Built on a 72' x 271' rectangular lot (Number 47.2; less than one acre) the depot faces south on Depot Street. Located one block northeast of the village's central business district (Main Street) and one block southwest of the community's primary residential enclaves, the parcel is bounded on the northeast by the railroad tracks of the Consolidated Railroad Corporation (formerly the New York and Erie Railroad), on the northwest by Pearl Street and on the southeast by Jefferson Street.
The depot is surrounded on the northwest, southwest and southeast by commercial and civic buildings. The depot is surrounded by brick-paved parking lots.
The red brick building, embellished with tooled Warsaw bluestone trim, shows the influence of both the Queen Anne and Romanesque Revival styles popular in America during the late nineteenth and early twentieth centuries.
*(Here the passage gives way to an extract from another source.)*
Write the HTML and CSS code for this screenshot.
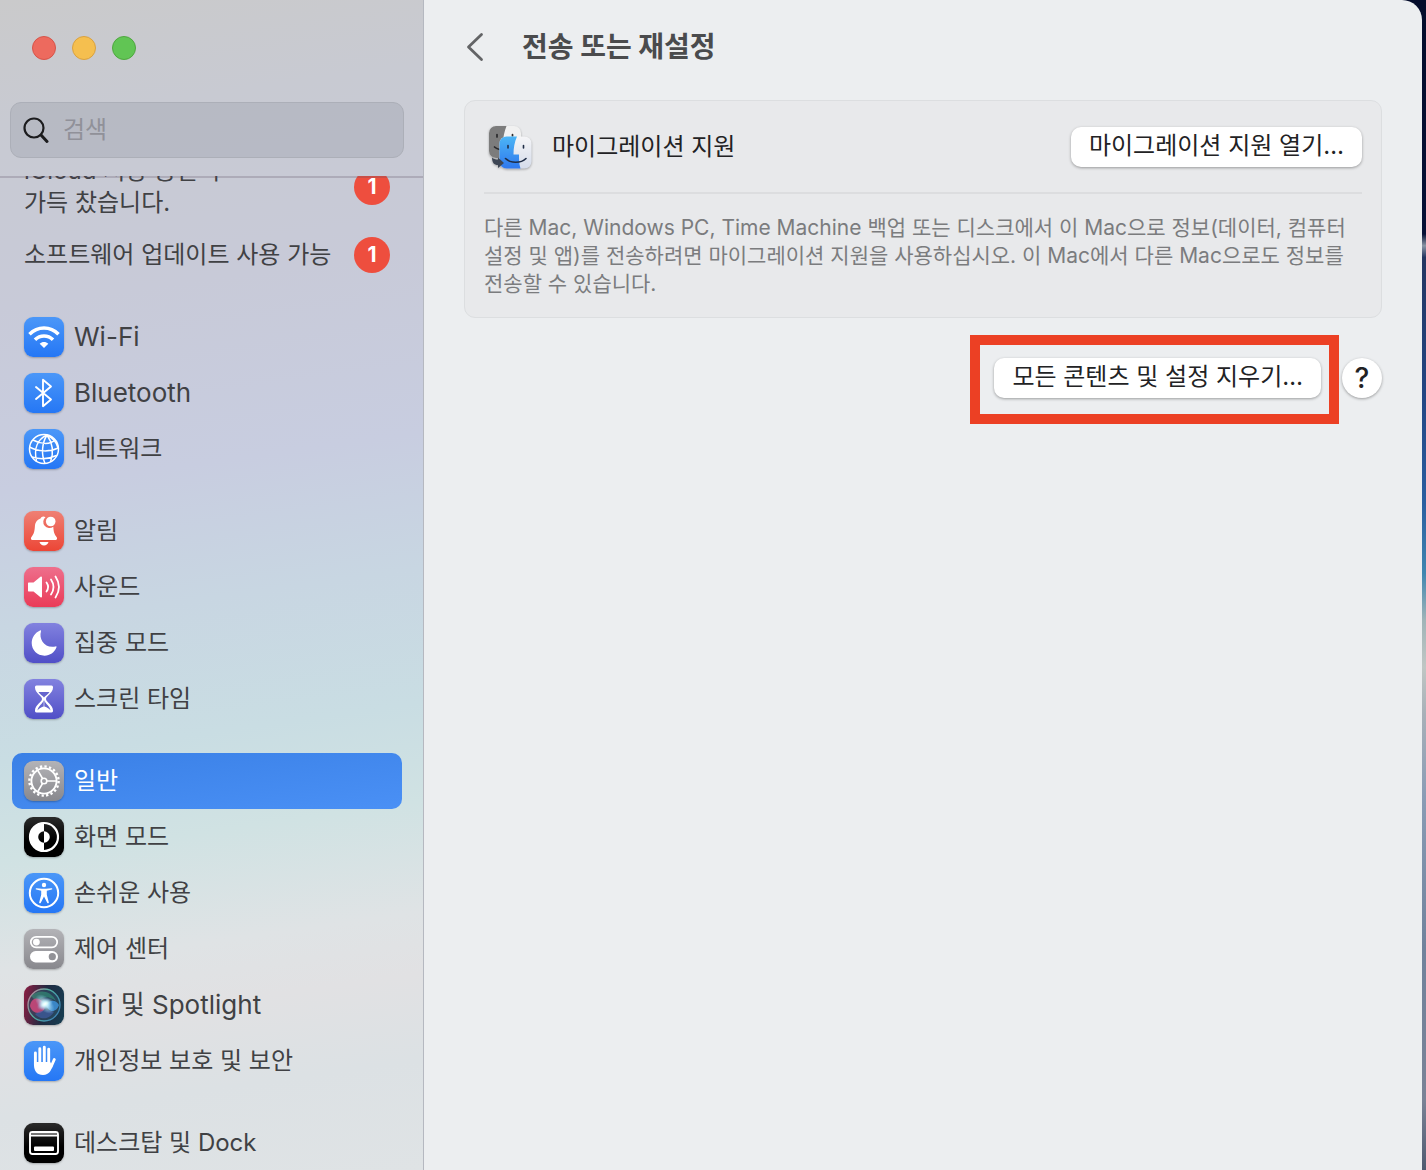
FILE: index.html
```
<!DOCTYPE html>
<html lang="ko">

  <head>
    <meta charset="utf-8">
    <title>전송 또는 재설정</title>
    <link rel="stylesheet" href="styles.css">
  </head>
  <body>

    <div class="window">
      <aside class="sidebar">
        <div class="sidebar-top">
          <div class="lights">
            <button class="light red" aria-label="닫기"></button>
            <button class="light yellow" aria-label="최소화"></button>
            <button class="light green" aria-label="확대"></button>
          </div>
          <label class="search">
            <svg width="26" height="28" viewBox="0 0 26 28" fill="none" stroke="#1c1c1e" stroke-linecap="round"><circle cx="11" cy="12" r="9.500" stroke-width="2.200"/><path d="M18 19l6 6.500" stroke-width="3"/></svg>
            <input type="text" placeholder="검색" aria-label="검색">
          </label>
        </div>

        <nav class="list">
          <ul class="notices">
            <li><a class="notice" href="#"><span>iCloud 저장 공간이<br>가득 찼습니다.</span><b class="badge">1</b></a></li>
            <li><a class="notice" href="#"><span>소프트웨어 업데이트 사용 가능</span><b class="badge">1</b></a></li>
          </ul>

          <ul>
            <li><a class="item latin" href="#">
              <svg class="icon blue" viewBox="0 0 40 40" fill="none" stroke="#fff" stroke-width="3.6"><path d="M5.500 17.200C13.700 9 26.300 9 34.500 17.200M11 22.700c5.100-5 12.900-5 18 0"/><path d="M20 31l-4.300-4.300c2.400-2.200 6.200-2.200 8.600 0z" fill="#fff" stroke="none"/></svg>
              Wi-Fi</a></li>
            <li><a class="item latin" href="#">
              <svg class="icon blue" viewBox="0 0 40 40" fill="none" stroke="#fff" stroke-width="1.9" stroke-linejoin="round" stroke-linecap="round"><path d="M12 14l15 12.500-8 6.700V6.800l8 6.700L12 26"/></svg>
              Bluetooth</a></li>
            <li><a class="item" href="#">
              <svg class="icon blue" viewBox="0 0 40 40" fill="none" stroke="#fff" stroke-width="1.5"><circle cx="20" cy="20" r="14.500"/><path d="M23 6C14 10 9.500 19 12.500 32M23 6C18 14 17 25 21 34.500M23 6c5 7 7 17 3.500 27M23 6c6 3 10 8 11 13M9 11c7 4 17 5 22 0M5.500 18c8 4.500 20 5.500 28.800 1M8 28c8 2.500 17 2 24.500-1.500"/></svg>
              네트워크</a></li>
          </ul>

          <ul>
            <li><a class="item" href="#">
              <svg class="icon orange" viewBox="0 0 40 40" fill="#fff"><path d="M21.500 6.200a5.900 5.900 0 0 0 7.800 9.500c.3 5 .9 7.300 3.400 10.500.7.900.3 2.800-1 2.800H8.300c-1.300 0-1.700-1.900-1-2.800 2.700-3.400 3.200-5.500 3.600-11 .3-4.200 2.800-6.800 5.600-7.700.8-2.200 3.200-2.700 5-1.300z"/><circle cx="26.700" cy="10.500" r="4.800"/><path d="M15.500 31h9c-.7 2.200-2.300 3.400-4.500 3.400s-3.800-1.200-4.500-3.400z"/></svg>
              알림</a></li>
            <li><a class="item" href="#">
              <svg class="icon pink" viewBox="0 0 40 40" fill="none" stroke="#fff" stroke-width="1.8" stroke-linecap="round"><path d="M5 15.500h4.500l7-5.800c.7-.5 1.500-.2 1.500.7v19.200c0 .9-.8 1.300-1.500.7l-7-5.800H5c-.8 0-1-.5-1-1v-7c0-.6.3-1 1-1z" fill="#fff" stroke="none"/><path d="M22.500 15.500c2 2.800 2 6.200 0 9M27 12.500c3.200 4.800 3.200 10.200 0 15M31.500 9.500c4.500 6.800 4.500 14.200 0 21"/></svg>
              사운드</a></li>
            <li><a class="item" href="#">
              <svg class="icon purple" viewBox="0 0 40 40" fill="#fff"><path d="M17 8.200c-2.500 8 3.800 17.500 14.500 15.200.9-.2 1.200.4.9 1.200C30.500 29.500 26 32.700 20.500 32.700 13.200 32.700 7.700 27.200 7.700 20.100c0-5.700 3.400-10.700 8.300-12.700.8-.3 1.200.1 1 .8z"/></svg>
              집중 모드</a></li>
            <li><a class="item" href="#">
              <svg class="icon purple" viewBox="0 0 40 40" fill="none"><path d="M12.500 6.500h15c1.300 0 1.500 1 1.500 2 0 5.500-7 8.500-7 11.500s7 6 7 11.500c0 1-.2 2-1.500 2h-15c-1.300 0-1.500-1-1.500-2 0-5.500 7-8.500 7-11.500s-7-6-7-11.500c0-1 .2-2 1.500-2z" fill="#fff"/><path d="M14.500 13h11c-1 2-4.500 4-5.500 5.500-1-1.500-4.500-3.500-5.500-5.500zM19.700 21v6.500c-2.200.5-4.700 2-6.200 4 .5-4.500 5.200-6.500 6.200-10.500zM20.300 21v6.500c2.200.5 4.700 2 6.200 4-.5-4.500-5.200-6.500-6.200-10.500z" fill="#6565ce"/></svg>
              스크린 타임</a></li>
          </ul>

          <ul>
            <li><a class="item selected" href="#" aria-current="page">
              <svg class="icon gray" viewBox="0 0 40 40" fill="none" stroke="#fff"><circle cx="20" cy="20" r="14.600" stroke-width="2.400" stroke-dasharray="2.300 2.287"/><circle cx="20" cy="20" r="12.600" stroke-width="1.900"/><circle cx="20" cy="20" r="2.800" stroke-width="1.600"/><path d="M22.800 20h9.500M18.600 17.600l-5-8.500M18.600 22.400l-5 8.500" stroke-width="1.700"/></svg>
              일반</a></li>
            <li><a class="item" href="#">
              <svg class="icon black" viewBox="0 0 40 40"><circle cx="20" cy="20" r="14" fill="none" stroke="#fff" stroke-width="2.200"/><path d="M20 5.500a14.500 14.500 0 0 0 0 29v-8.700a5.800 5.800 0 0 1 0-11.600zM20 14.200a5.800 5.800 0 0 1 0 11.600z" fill="#fff"/></svg>
              화면 모드</a></li>
            <li><a class="item" href="#">
              <svg class="icon blue" viewBox="0 0 40 40"><circle cx="20" cy="20" r="14.200" fill="none" stroke="#fff" stroke-width="2"/><circle cx="20" cy="12" r="2.200" fill="#fff"/><path d="M12.500 15.200l5.500.6h4l5.500-.6c1-.1 1.200 1.200.2 1.400l-4.900 1.200v4l2 7.500c.3 1.100-1.100 1.500-1.600.5L20 23.500l-3.200 6.300c-.5 1-1.900.6-1.600-.5l2-7.500v-4l-4.900-1.200c-1-.2-.8-1.500.2-1.400z" fill="#fff"/></svg>
              손쉬운 사용</a></li>
            <li><a class="item" href="#">
              <svg class="icon gray" viewBox="0 0 40 40"><rect x="6.800" y="7.800" width="26.400" height="10.600" rx="5.300" fill="none" stroke="#fff" stroke-width="1.800"/><circle cx="12.400" cy="13.100" r="3.400" fill="#fff"/><rect x="6" y="22" width="28" height="11.500" rx="5.700" fill="#fff"/><circle cx="28.300" cy="27.700" r="3.600" fill="#929297"/></svg>
              제어 센터</a></li>
            <li><a class="item latin" href="#">
              <svg class="icon siri" viewBox="0 0 40 40">
                <defs>
                  <radialGradient id="glow"><stop offset="0" stop-color="#fff"/><stop offset=".3" stop-color="#dff" stop-opacity=".8"/><stop offset="1" stop-color="#8cf" stop-opacity="0"/></radialGradient>
                  <linearGradient id="ring" x2="1" y2=".6"><stop offset="0" stop-color="#d27e9b"/><stop offset=".5" stop-color="#4fae9e"/><stop offset="1" stop-color="#3f87b5"/></linearGradient>
                </defs>
                <circle cx="20" cy="20" r="16" fill="#31536b" fill-opacity=".55" stroke="url(#ring)" stroke-width="1.300"/>
                <path d="M7 11C14 4 27 5 32 16c-7-5-14-5-19 1z" fill="#33a57f" opacity=".5"/>
                <path d="M6 21c1-8 8-10 13-4 4 5 1 11-5 11-4 0-7-3-8-7z" fill="#d9487e" opacity=".8"/>
                <path d="M22 20c4-6 10-5 13 0-2 7-10 9-13 0z" fill="#3e92d8" opacity=".85"/>
                <path d="M11 29c6-4 12-5 19-2-5 8-14 8-19 2z" fill="#4461ae" opacity=".6"/>
                <ellipse cx="21" cy="19" rx="12" ry="7" fill="url(#glow)" transform="rotate(45 21 19)"/>
                <ellipse cx="21" cy="19" rx="9" ry="5" fill="url(#glow)" transform="rotate(-30 21 19)"/>
              </svg>
              Siri 및 Spotlight</a></li>
            <li><a class="item" href="#">
              <svg class="icon blue" viewBox="0 0 40 40" fill="none" stroke="#fff" stroke-linecap="round" stroke-linejoin="round"><path d="M11.400 12v12M15.800 7.800V22M20.300 6.300V22M24.700 8.300V23M30.300 18.500L27 26" stroke-width="2.900"/><path d="M10 21h16.200l1.600 3 1.500-1.500C27.500 29 25.500 34 19 34c-6 0-9-4-9-10z" fill="#fff" stroke="none"/></svg>
              개인정보 보호 및 보안</a></li>
          </ul>

          <ul>
            <li><a class="item" href="#">
              <svg class="icon black" viewBox="0 0 40 40"><rect x="6" y="9" width="28" height="22" rx="2.500" fill="none" stroke="#fff" stroke-width="1.900"/><path d="M6 12h28v1.400H6z" fill="#fff"/><path d="M7 10h26v2H7z" fill="#777"/><rect x="10" y="23.500" width="20" height="4.500" rx="1" fill="#fff"/></svg>
              데스크탑 및 Dock</a></li>
          </ul>
        </nav>
      </aside>

      <main class="content">
        <header class="title-bar">
          <button class="back" aria-label="뒤로">
            <svg width="20" height="32" viewBox="0 0 20 32" fill="none" stroke="#636466" stroke-width="2.800" stroke-linecap="round" stroke-linejoin="round"><path d="M17.500 3.500L4.500 16l13 12.500"/></svg>
          </button>
          <h1>전송 또는 재설정</h1>
        </header>

        <section class="card">
          <div class="card-row">
            <svg class="finder" width="48" height="48" viewBox="0 0 48 48">
              <defs>
                <linearGradient id="blueFace" x2="0" y2="1"><stop offset="0" stop-color="#4cb5f5"/><stop offset="1" stop-color="#2e78ee"/></linearGradient>
                <linearGradient id="whiteFace" x2="0" y2="1"><stop offset="0" stop-color="#f5f5f7"/><stop offset="1" stop-color="#d5dceb"/></linearGradient>
              </defs>
              <rect x="5" y="3" width="32" height="32" rx="7" fill="#f1f1f1"/>
              <path d="M12 3h10.500c-2 5-3.500 11-3.500 17v15h-7a7 7 0 0 1-7-7V10a7 7 0 0 1 7-7z" fill="#7c7c7c"/>
              <path d="M13 11.500v2.500M28.500 11.500v2M10.500 24c1.500 1.500 3 2 5 2.500" stroke="#29292b" stroke-width="1.700" stroke-linecap="round" fill="none"/>
              <rect x="15.500" y="13.500" width="32" height="32" rx="7" fill="url(#whiteFace)"/>
              <path d="M22.500 13.500h10.500C30.500 19 29.500 25 29.500 31.500h5.500c0 5 0 9 1.500 14H22.500a7 7 0 0 1-7-7v-18a7 7 0 0 1 7-7z" fill="url(#blueFace)"/>
              <path d="M24 22.500v2.500M39.500 22.500v2.500M21.500 35.500c5 5 15.500 5 20.500 0" stroke="#1f2d46" stroke-width="1.600" stroke-linecap="round" fill="none"/>
              <path d="M8 34.500c1.500 1.500 3.500 2 6 2v-2l6 5.500-6 5v-3c-4 0-6-2.500-6-7.500z" fill="#3d4654"/>
            </svg>
            <h2>마이그레이션 지원</h2>
            <button class="push">마이그레이션 지원 열기…</button>
          </div>
          <p>다른 Mac, Windows PC, Time Machine 백업 또는 디스크에서 이 Mac으로 정보(데이터, 컴퓨터 설정 및 앱)를 전송하려면 마이그레이션 지원을 사용하십시오. 이 Mac에서 다른 Mac으로도 정보를 전송할 수 있습니다.</p>
        </section>

        <div class="actions">
          <div class="highlight">
            <button class="push">모든 콘텐츠 및 설정 지우기…</button>
          </div>
          <button class="help" aria-label="도움말">?</button>
        </div>
      </main>
    </div>

  </body>

</html>
```

FILE: styles.css
```
* {
  box-sizing: border-box;
}

body {
  margin: 0;
  height: 100vh;
  padding-right: 4px;
  overflow: hidden;
  font-family: Inter, "Noto Sans CJK KR", sans-serif;
  font-size: 24px;
  line-height: 32px;
  color: #404144;
  background: linear-gradient(#040c2b 0%, #071036 20%, #8a95a5 21%, #243561 22%, #234684 34%, #2b5ea0 43%, #4086b0 49%, #a0b4b8 53%, #c0c6c4 57%, #a8b0b8 61%, #8a9cb5 68%, #70829c 81%, #7a8296 94%, #505a70 100%);
}

button {
  font: inherit;
  color: #222224;
  border: none;
  padding: 0;
}

h1, h2, p, ul {
  margin: 0;
  padding: 0;
}

ul {
  list-style: none;
}

.window {
  display: flex;
  height: 100%;
  overflow: hidden;
  background-color: #eceef0;
  border-radius: 0 20px 0 0;
}

/* sidebar */

.sidebar {
  display: flex;
  flex-direction: column;
  flex: none;
  width: 424px;
  border-right: 1px solid #b5b8c0;
  background: linear-gradient(172deg, #cacacb 0%, #c8cad2 10%, #c8cad8 25%, #c8cde0 40%, #c8d6e2 51%, #c9dde3 62%, #d0e2e3 70%, #dfe3e5 79%, #e1e1e3 84%, #dce1e4 91%, #dfe3e5 100%);
}

.sidebar-top {
  position: relative;
  z-index: 1;
  height: 176px;
  flex: none;
  padding: 36px 19px 0 10px;
  box-shadow: 0 2px 0 rgba(90, 80, 100, 0.25);
}

.lights {
  display: flex;
  gap: 16px;
  padding-left: 22px;
  margin-bottom: 42px;
}

.light {
  width: 24px;
  height: 24px;
  border-radius: 50%;
}

.red {
  background-color: #ed6a5e;
  border: 1px solid #d65449;
}

.yellow {
  background-color: #f5bf4f;
  border: 1px solid #d9a140;
}

.green {
  background-color: #61c554;
  border: 1px solid #4fa73f;
}

.search {
  display: flex;
  align-items: center;
  gap: 14px;
  height: 56px;
  padding: 0 12px;
  border: 1px solid #acafb8;
  border-radius: 11px;
  background-color: rgba(100, 107, 118, 0.16);
}

.search svg {
  flex: none;
}

.search input {
  flex: 1;
  min-width: 0;
  padding: 0;
  border: none;
  outline: none;
  background: none;
  font: inherit;
}

.search input::placeholder {
  color: #909199;
  opacity: 1;
}

/* the list is scrolled a little under the search box */
.list {
  flex: 1;
  min-height: 0;
  overflow: hidden;
  padding: 0 21px 0 12px;
}

.notices {
  margin-top: -29px;
}

.list ul + ul {
  margin-top: 26px;
}

.list a {
  color: inherit;
  text-decoration: none;
}

.notice {
  display: flex;
  align-items: center;
  justify-content: space-between;
  min-height: 56px;
  padding: 8px 12px;
  white-space: nowrap;
}

.badge {
  flex: none;
  width: 36px;
  height: 36px;
  border-radius: 50%;
  background-color: #ee4e3e;
  color: #ffffff;
  font-size: 21px;
  line-height: 36px;
  text-align: center;
}

.item {
  display: flex;
  align-items: center;
  gap: 10px;
  height: 56px;
  padding: 0 12px;
  border-radius: 10px;
}

.latin {
  font-size: 26px;
}

.list .selected {
  color: #ffffff;
  background: linear-gradient(172deg, #3a80e6, #4a90f5);
}

.icon {
  flex: none;
  width: 40px;
  height: 40px;
  border-radius: 9px;
  box-shadow: 0 1px 2px rgba(0, 0, 0, 0.25);
}

.blue {
  background: linear-gradient(#4b97f8, #2577f5);
}

.orange {
  background: linear-gradient(#ef8074, #ec4636);
}

.pink {
  background: linear-gradient(#ee6f8c, #ea3b58);
}

.purple {
  background: linear-gradient(#8282df, #504fc7);
}

.gray {
  background: linear-gradient(#b3b3b7, #88888d);
}

.black {
  background: linear-gradient(#2b2b2b, #000000 60%);
}

.siri {
  background: linear-gradient(100deg, #8e1d42, #202a42 50%, #163e52);
}

/* content */

.content {
  flex: 1;
  min-width: 0;
  padding: 0 40px;
}

.title-bar {
  display: flex;
  align-items: center;
  gap: 38px;
  height: 100px;
  padding-bottom: 6px;
}

.back {
  display: flex;
  background: none;
}

h1 {
  font-size: 28px;
  font-weight: bold;
  color: #4a4b4d;
}

.card {
  border: 1px solid #dcdee0;
  border-radius: 11px;
  padding: 0 19px 19px;
  background-color: #e8e9eb;
}

.card-row {
  display: flex;
  align-items: center;
  gap: 20px;
  height: 93px;
  border-bottom: 2px solid #dcdddf;
}

.finder {
  filter: drop-shadow(0 1px 1px rgba(0, 0, 0, 0.3));
}

h2 {
  flex: 1;
  font-size: 24px;
  font-weight: normal;
  color: #222224;
}

.push {
  height: 40px;
  padding: 0 18px 2px;
  border-radius: 10px;
  background-color: #ffffff;
  box-shadow: 0 1px 3px rgba(0, 0, 0, 0.35);
  white-space: nowrap;
}

.card p {
  padding-top: 20px;
  font-size: 21px;
  line-height: 28px;
  color: #7b7c7e;
}

.actions {
  display: flex;
  justify-content: flex-end;
  gap: 3px;
  margin-top: 17px;
}

.highlight {
  border: 10px solid #ec4024;
  padding: 13px 8px 16px 14px;
}

.highlight .push {
  display: block;
}

.help {
  width: 40px;
  height: 40px;
  margin-top: 23px;
  border-radius: 50%;
  background-color: #ffffff;
  box-shadow: 0 1px 3px rgba(0, 0, 0, 0.35);
  font-size: 28px;
  font-weight: 500;
  line-height: 40px;
}
```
The one-story, seven-bay depot, 132 feet long and 33 feet deep, is symmetrical in plan with a center three-bay rectangular block and flanking two-bay rectangular wings. The building sits on a rectangular concrete platform on a beveled bluestone sill base.
The symmetrical main facade, oriented southwest, consists of seven bays delineated by Syrian-arched window and door openings. The arches spring from a tooled bluestone watertable which encircles the entire building. The depot is covered with a large, terra-cotta tile-clad hipped roof with wide, overhanging flared eaves supported by simple wooden brackets. The building's northeast facade, which faces the railroad track, is identical to the main elevation except for a protruding rectangular bay at the northwest end. The one-bay-wide side elevations (northwest and southwest) feature segmentally arched casement windows with wooden trim.
The quality of the depot's masonry work is noteworthy. The exterior hard brick walls are fashioned in common (header) bond with fine joints of tinted red mortar. Brick is used ornamentally as well as structurally; for example, the building's corners are accentuated by raised bricks fashioned to imitate quoins. The Syrian arches, which serve as surrounds for door and window openings, are composed of archivolts made with brick stretchers in the intrados and two rows of corbelled brick headers in the extrados.
Fenestration is regular and symmetrical with a variety of window and door openings. The main facade contains three tripartite round-arched window openings with one-over-one double-hung sash. Four of the building's arched openings, located in the flanking wings of the structure, contain wooden sliding doors paneled with diagonal siding. Rectangular paneled doors with segmentally arched transoms are located in each flanking wing in the northeast and southwest elevations. The depot's office contains segmentally arched nine-over-nine and six-over-six double hung wooden sash windows.
The general waiting room, 33' x 36', is located in the center of the rectangular main block. The walls and cove ceiling are made of painted plaster, as they are throughout the facility. The lower portions of the walls are delineated by chair rails and wainscoting. The interior wooden moldings, found around windows, doors, baseboards and arches, are made of oak and are intact. A lobby and ticket office are situated at the building's northwest end, next to the general waiting room, and the baggage room is located in the outer portion of the northwest end of the building.
Southeast of the general waiting room is a ladies' waiting room, a smoking room and restroom facilities. At the extreme southeast end of the building is the express office. The depot contains a hot water heating system and electrical lighting.
The interior of the depot is virtually intact with no major alterations. Some deterioration, primarily water damage, is evident due to the fact that the facility has been vacant for several years and needs basic maintenance. The depot is currently privately owned and is slated for restoration and adaptive reuse.